Lisa Gwen Baldacchino recounts her experience after attending the recent censorship conference in Norway.

There’s a man on stage. He smiles while narrating the gruesome and torturous happenings experienced across several stints served in prison.

Artists revealed how they, their colleagues, friends or peers were imprisoned, killed, tortured and abused

He has not killed, stolen or committed any real act of violence. Yet he’s considered a criminal. His offence? He is a creative, a practising artist; he is also considered a political prisoner of the Burmese Military Government.

Listening intently yet often incredulously, the participants attending the first world conference on artistic freedom of expression, were either humbled to a hush by the woeful stories told, or whooped willingly in acknowledgement of the courageous battles fought and won.

Organised by Freemuse and held in Oslo, Norway, the conference, titled All That is Banned is Desired, was a natural follow-up to the regional version held in Beirut, that went by the same title.

The recent and expanded conference, resulting four years later, presented a broad perspective of the struggles encountered by individual artists and their representative countries on a global platform.

The conference was held over two days, during which presentations, testimonials and discussions among some 50 artists and arts professionals unravelled before a crowd of 120-plus.

The conference was structured around specific themes, such as corporate censorship, religion and artistic freedom of expression, sexuality and art and the use of public spaces. However, the limited time devoted to each of these subjects was barely enough to scratch the surface, or to fully comprehend the complexities embedded in these realities.

The conference also touched upon a few highly sensitive issues, whereby censorship literally inhibits growth and restricts the formation of human relationships.

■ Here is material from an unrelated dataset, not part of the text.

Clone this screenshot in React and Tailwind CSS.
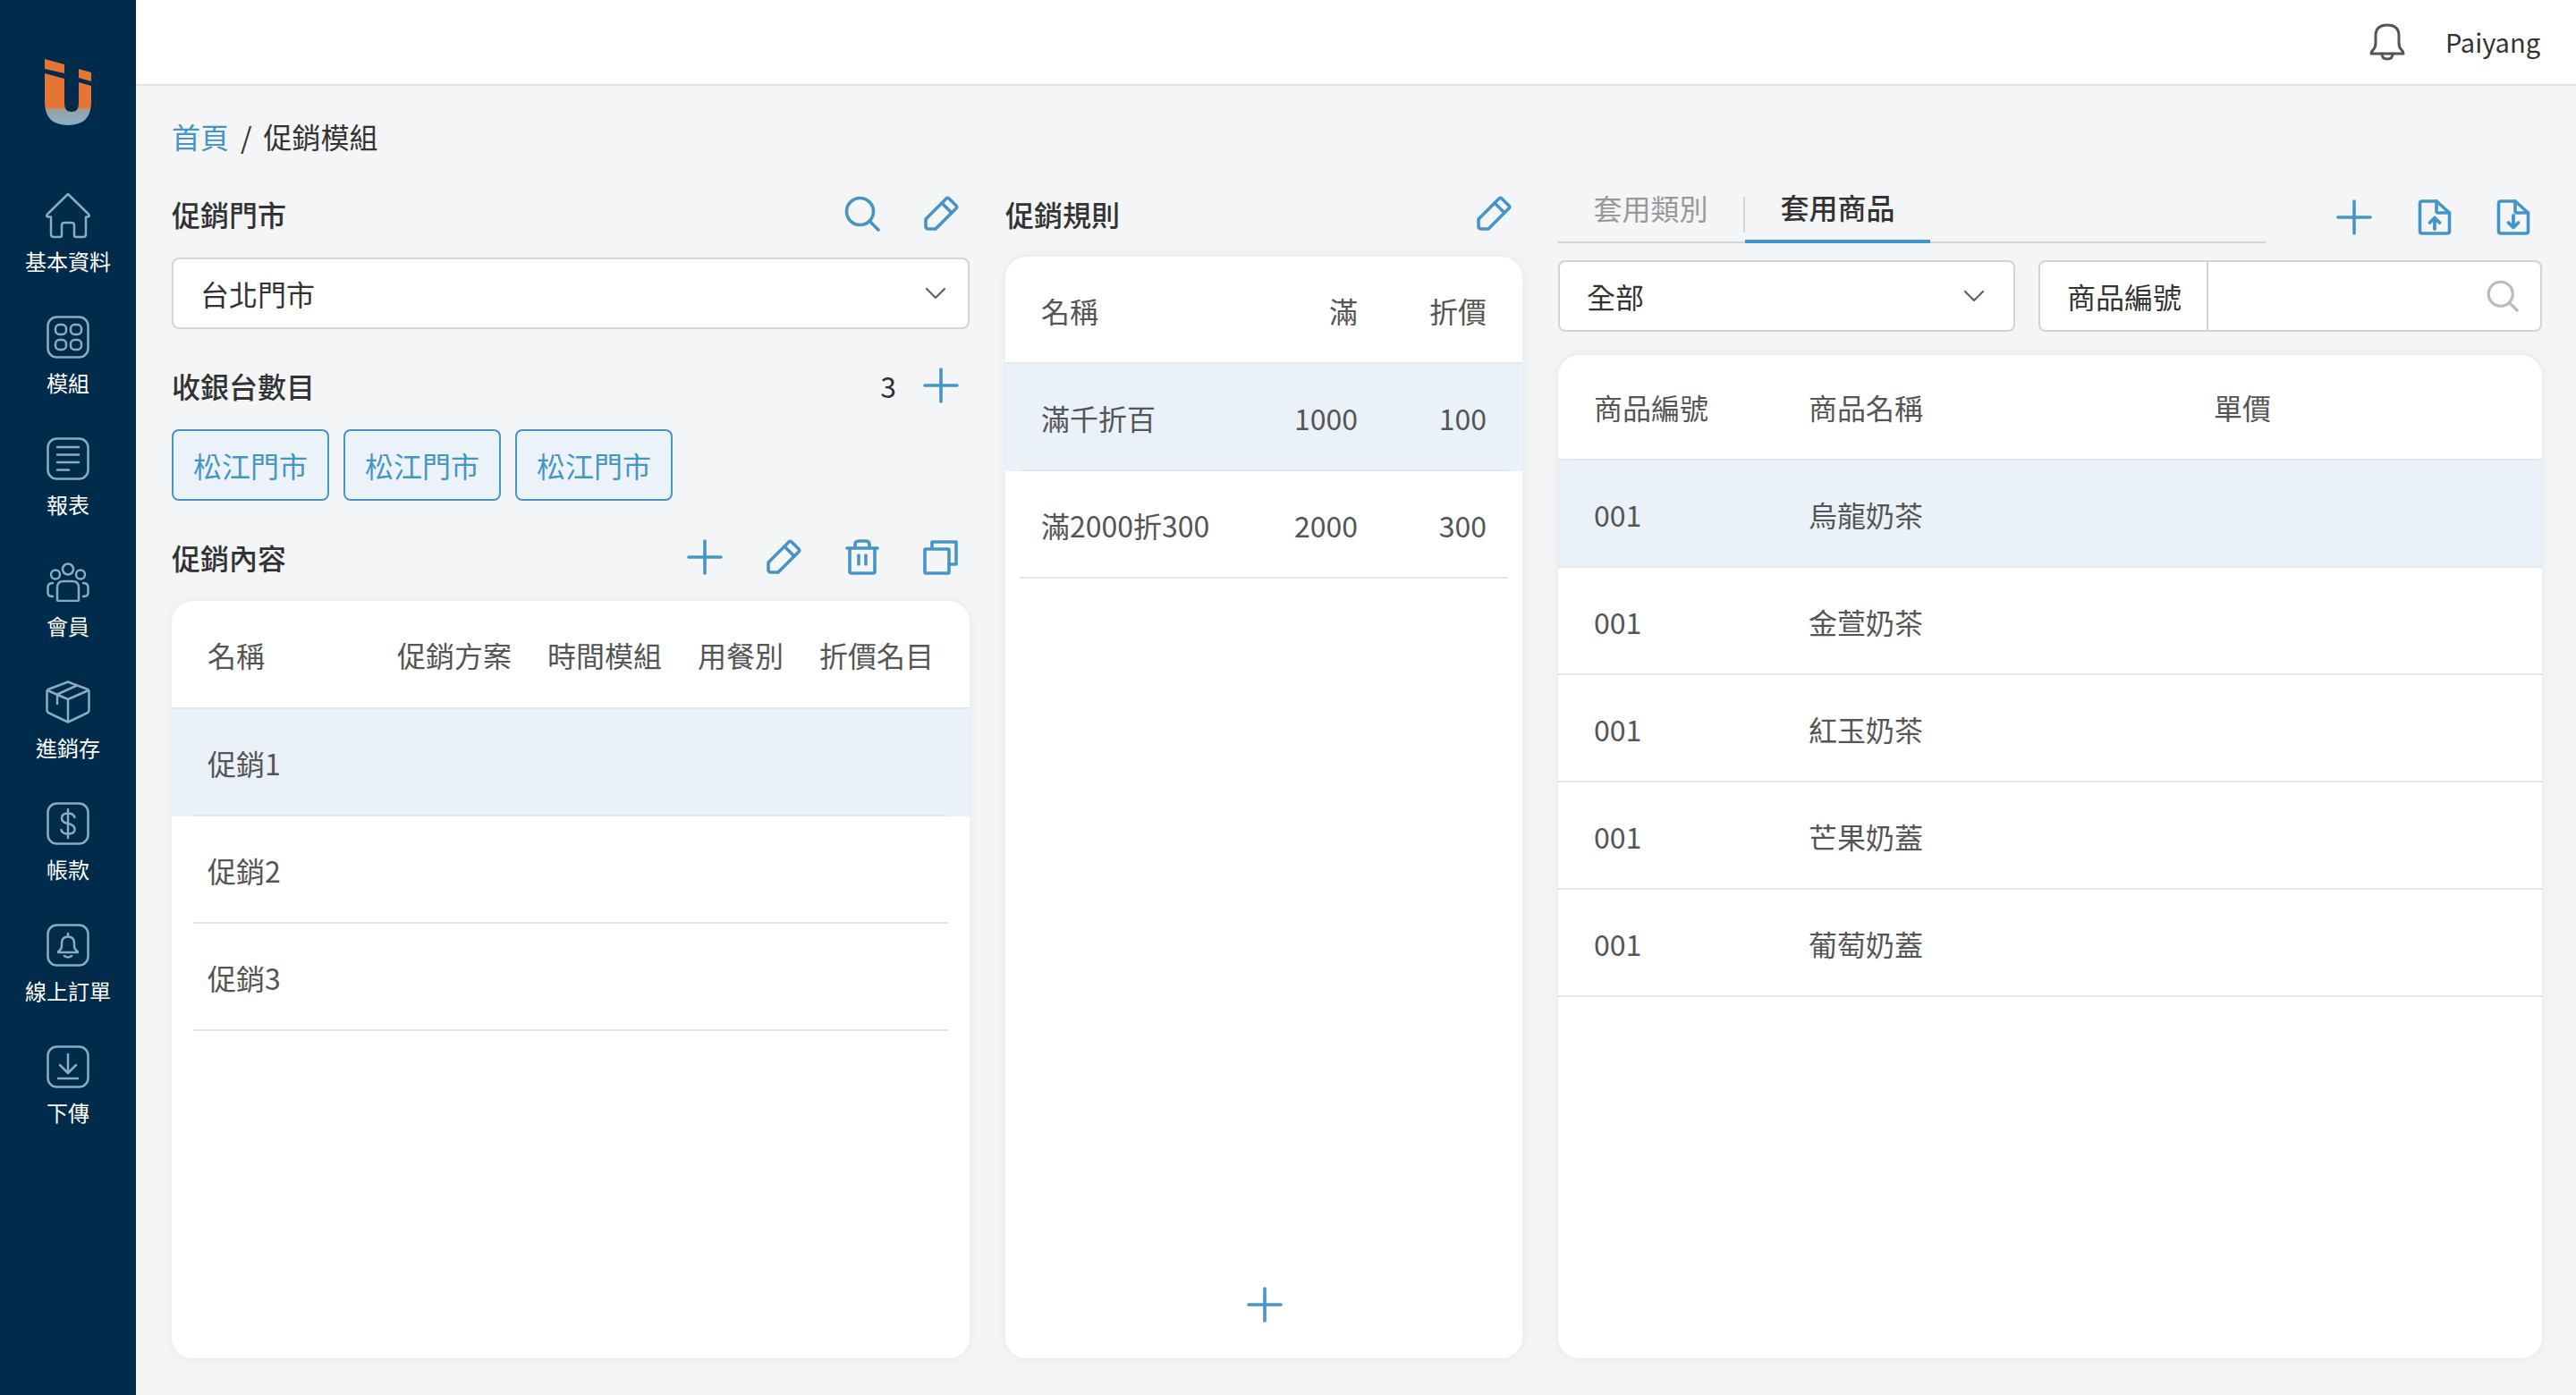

These instances include censoring the right to grow – by stopping Cuban students from conducting research or from reproducing sensitive data as part of their studies, and censoring the right to love – by refusing Pakistani and Afghan women to roam out in the open, let alone participate in events or experience public spaces.

A couple of artists were not even granted a Visa to travel to Oslo and give their testimonials during the conference, while others have been banned from performing in their countries of birth.

It would have been interesting to learn how those artists who have met so much opposition and hostility, cope on returning home after being invited to or participating in international projects. Do they only meet such restriction and limitation within their territories? Or must they also suffer the consequences for telling their stories and showing their work beyond their shores?

Across the two days, artists recounted how their artworks were torn, burnt or destroyed; artists revealed how they, their colleagues, friends or peers were imprisoned, killed, tortured and abused... That is the power of art, and those are the lengths people and whole nations are prepared to go through to suppress artistic freedom of expression. “The Revolution introduced me to art and, in turn, art introduced me to the Revolution!” (Albert Einstein)

Unfortunately the conference did not allow any room for discussion, although this could have been inopportune due to the amount of hot topics presented.

It was, however, unfortunate that the organisers failed to proffer the perspectives of government agencies, ministries or arts councils, whose job it is to propose and implement strategies and policies to assist in the quest of artistic freedom of expression.

Despite any shortcomings, attending such a conference and representing the Malta Council for Culture and the Arts was not only highly beneficial but is also indicative of the council’s commitment and support towards this cause.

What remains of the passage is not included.